A Short History of Freethought Ancient and Modern, Volume 2 of 2 by J. M. Robertson

32. Among many other illustrations of the passion for persecution in

the period may be noted the fact that after the death of the atheist Damilaville his enemies contrived to deprive his brother of a post from which he had his sole livelihood. [1196] It is but one of an infinity of proofs that the spirit of sheer sectarian malevolence, which is far from being eliminated in modern life, was in the French Church of the eighteenth century the ruling passion. Lovers of moderate courses there were, even in the Church; but even among professors of lenity we find an ingrained belief in the virtue of vituperation and coercion.

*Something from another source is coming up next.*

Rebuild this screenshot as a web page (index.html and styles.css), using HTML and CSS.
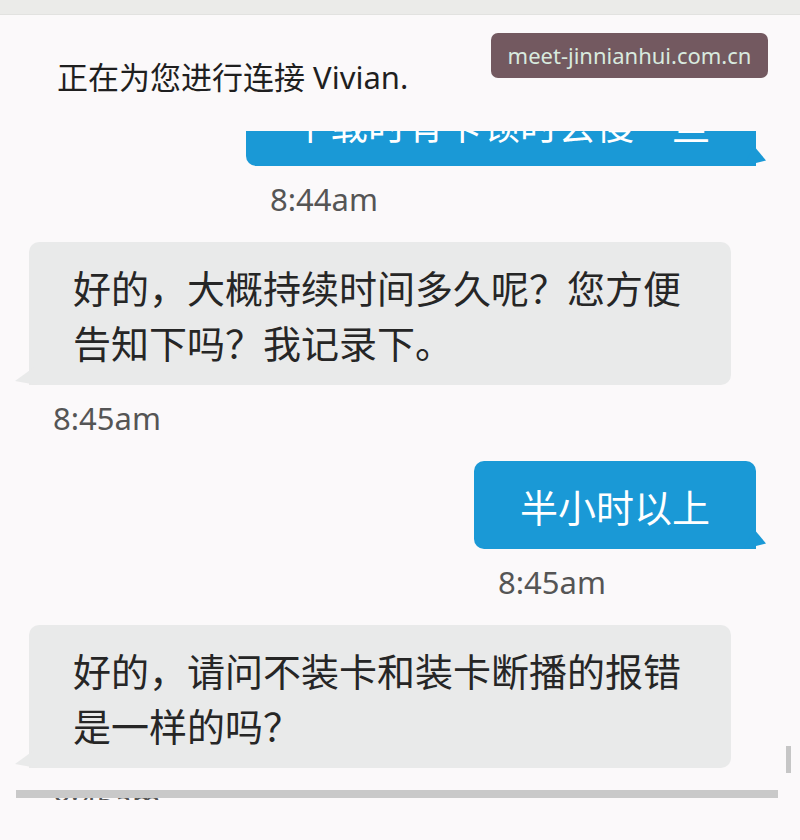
FILE: index.html
```html
<!DOCTYPE html>
<html lang="zh-CN">
  <head>
    <title>在线客服</title>
    <meta charset="UTF-8">
    <link rel="stylesheet" href="styles.css">
  </head>
  <body>
    <div class="topbar"></div>

    <header class="status">
      <p>正在为您进行连接 Vivian.</p>
      <span class="watermark">meet-jinnianhui.com.cn</span>
    </header>

    <main class="chat">
      <div class="messages">
        <div class="msg out first">
          <div class="bubble">下载时有卡顿时会慢一些</div>
          <div class="time">8:44am</div>
        </div>

        <div class="msg in">
          <div class="bubble">好的，大概持续时间多久呢？您方便告知下吗？我记录下。</div>
          <div class="time">8:45am</div>
        </div>

        <div class="msg out">
          <div class="bubble">半小时以上</div>
          <div class="time">8:45am</div>
        </div>

        <div class="msg in">
          <div class="bubble">好的，请问不装卡和装卡断播的报错是一样的吗？</div>
          <div class="time">8:45am</div>
        </div>
      </div>

      <!-- scrollbars drawn over the list -->
      <div class="vscroll"></div>
      <div class="hscroll"></div>
    </main>
  </body>
</html>
```

FILE: styles.css
```css
/* General styles */

html {
  font-family: "Noto Sans", "Noto Sans CJK SC", sans-serif;
  font-size: 16px;
}

body {
  margin: 0;
  background-color: #fbf9fa;
  color: #222;
}

.topbar {
  height: 14px;
  background-color: #ebebe9;
  border-bottom: 1px solid #e2e2e0;
}

/* Connection status line */

.status {
  position: relative;
  height: 116px;
}

.status p {
  margin: 0;
  padding: 42px 0 0 57px;
  font-size: 31px;
  line-height: 40px;
  color: #1f1f1f;
}

.watermark {
  position: absolute;
  top: 18px;
  left: 491px;
  width: 277px;
  height: 45px;
  border-radius: 7px;
  background-color: #735960;
  color: #d8eadf;
  font-family: "Noto Sans", sans-serif;
  font-size: 22px;
  line-height: 45px;
  text-align: center;
}

/* Message list */

.chat {
  position: relative;
  height: 669px;
  overflow: hidden;
}

.messages {
  display: flex;
  flex-direction: column;
}

.msg {
  display: flex;
  flex-direction: column;
  align-items: flex-start;
}

.msg.out {
  align-self: flex-end;
  margin-right: 44px;
}

.msg.in {
  align-self: flex-start;
  margin-left: 29px;
}

.msg.first {
  margin-top: -53px;
}

.bubble {
  position: relative;
  box-sizing: border-box;
  max-width: 702px;
  padding: 17px 44px 16px 44px;
  font-family: "Noto Sans CJK SC", sans-serif;
  font-size: 38px;
  line-height: 55px;
}

.msg.out .bubble {
  padding-left: 46px;
  padding-right: 46px;
  border-radius: 10px 10px 0 10px;
  background-color: #1a99d6;
  color: #fff;
}

.msg.in .bubble {
  border-radius: 10px 10px 10px 0;
  background-color: #e9eaea;
  color: #262626;
}

/* bubble tails */
.bubble::after {
  content: "";
  position: absolute;
  bottom: 0;
  width: 22px;
  height: 20px;
  background-color: inherit;
}

.msg.out .bubble::after {
  right: -10px;
  clip-path: polygon(45% 0, 100% 72%, 0 100%);
}

.msg.in .bubble::after {
  left: -14px;
  clip-path: polygon(100% 0, 0 80%, 100% 100%);
}

.time {
  margin: 13px 0 23px 24px;
  font-family: "Noto Sans", sans-serif;
  font-size: 31px;
  line-height: 40px;
  color: #555;
}

/* Scrollbars */

.vscroll {
  position: absolute;
  top: 615px;
  left: 786px;
  width: 5px;
  height: 27px;
  background-color: #c6c6c6;
}

.hscroll {
  position: absolute;
  top: 659px;
  left: 16px;
  width: 762px;
  height: 8px;
  background-color: #c9c9c9;
}
```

And it is not until the persecuted minority has developed its power of written retaliation, and the deadly arrows of Voltaire have aroused in the minds of persecutors a new terror, that there seems to arise on that side a suspicion that there can be any better way of handling unbelief than by invective and imprisonment. After they had taught the heretics to defend themselves, and found them possessed of weapons such as orthodoxy could not hope to handle, we find Churchmen talking newly of the duty of gentleness towards error; and even then clinging to the last to the weapons of public ostracism and aspersion. So the fight was of necessity fought on the side of freethought in the temper of men warring on incorrigible oppression and cruelty as well as on error. The wonder is that the freethinkers preserved so much amenity.